His screenplay for Hatter's Castle in 1941, from the novel by A.J. Cronin, provided a rampant star role for Robert Newton as the megalomaniac Scottish hatter. In 1942 he shared with Emeric Pressburger an Academy Award nomination for the screenplay of 49th Parallel, starring Raymond Massey and Eric Portman, (released in the United States as The Invaders).
Ackland is credited with discovering British-American actress Sally Ann Howes, the child of neighbour Bobby Howes, when he insisted that she audition for his 1943 film Thursday's Child, which he both wrote and directed.
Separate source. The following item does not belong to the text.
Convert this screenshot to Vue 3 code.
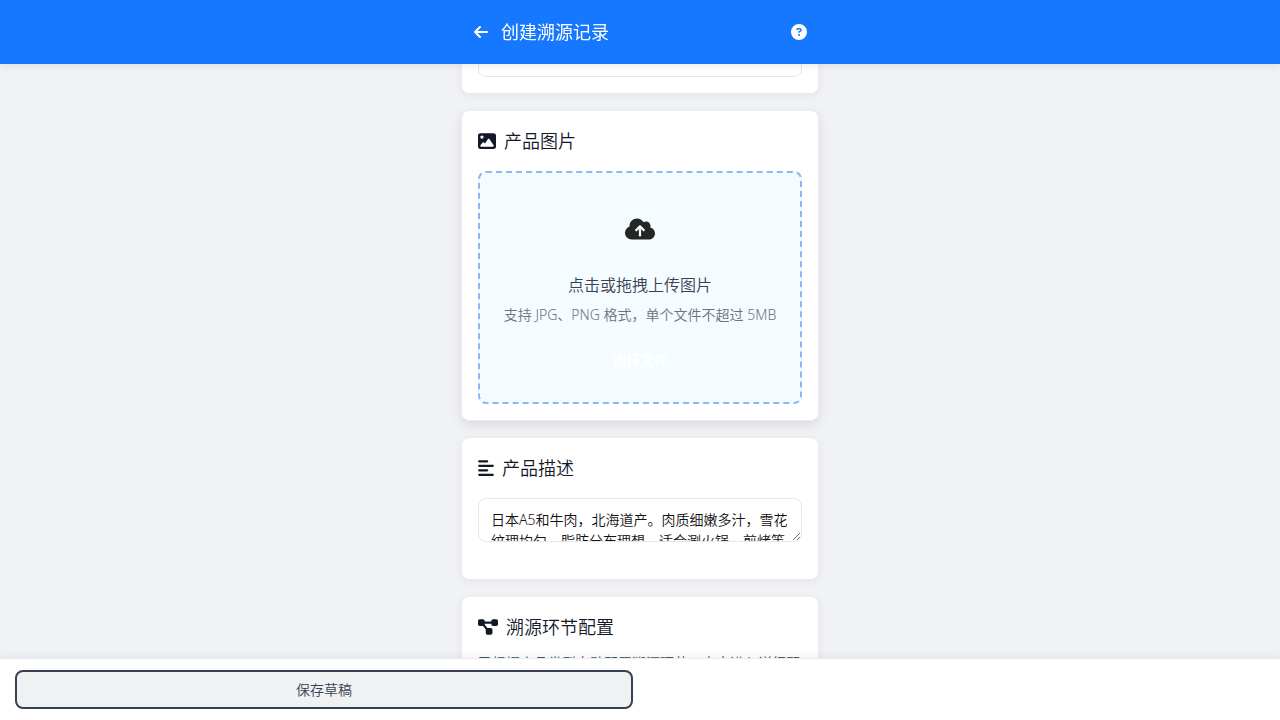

He renewed his association with Pressburger in 1946 with a screenplay for the stagey, now forgotten thriller Wanted for Murder, mainly as a film vehicle for the talents of Eric Portman playing a man obsessed by his father's role as the public hangman. In the same year he made the first adaptation of Georges Simenon's novel Newhaven/Dieppe, directed by Lance Comfort, with another overwrought performance by Robert Newton, set against swirling studio fog.
He twice collaborated with Rattigan as a movie scriptwriter: in 1942 for Anthony Asquith's Uncensored, starring Eric Portman; and again — but neither he nor Rattigan were credited — for the 1948 Associated British production of Bond Street, four stories in one, about a wedding trousseau.
His final work for the cinema was on the screenplay of an adaptation of Alexander Pushkin's The Queen of Spades. Ackland intended to direct the film, but fell out with the producer Anatole de Grunwald and star Anton Walbrook. Thorold Dickinson took over at short notice and rewrote Ackland's script with the help of de Grunwald.
Assisted by a co-author Elspeth Grant, Ackland wrote his memoirs, The Celluloid Mistress, or The Custard Pie of Dr. Caligari, published by Alan Wingate in London in 1954.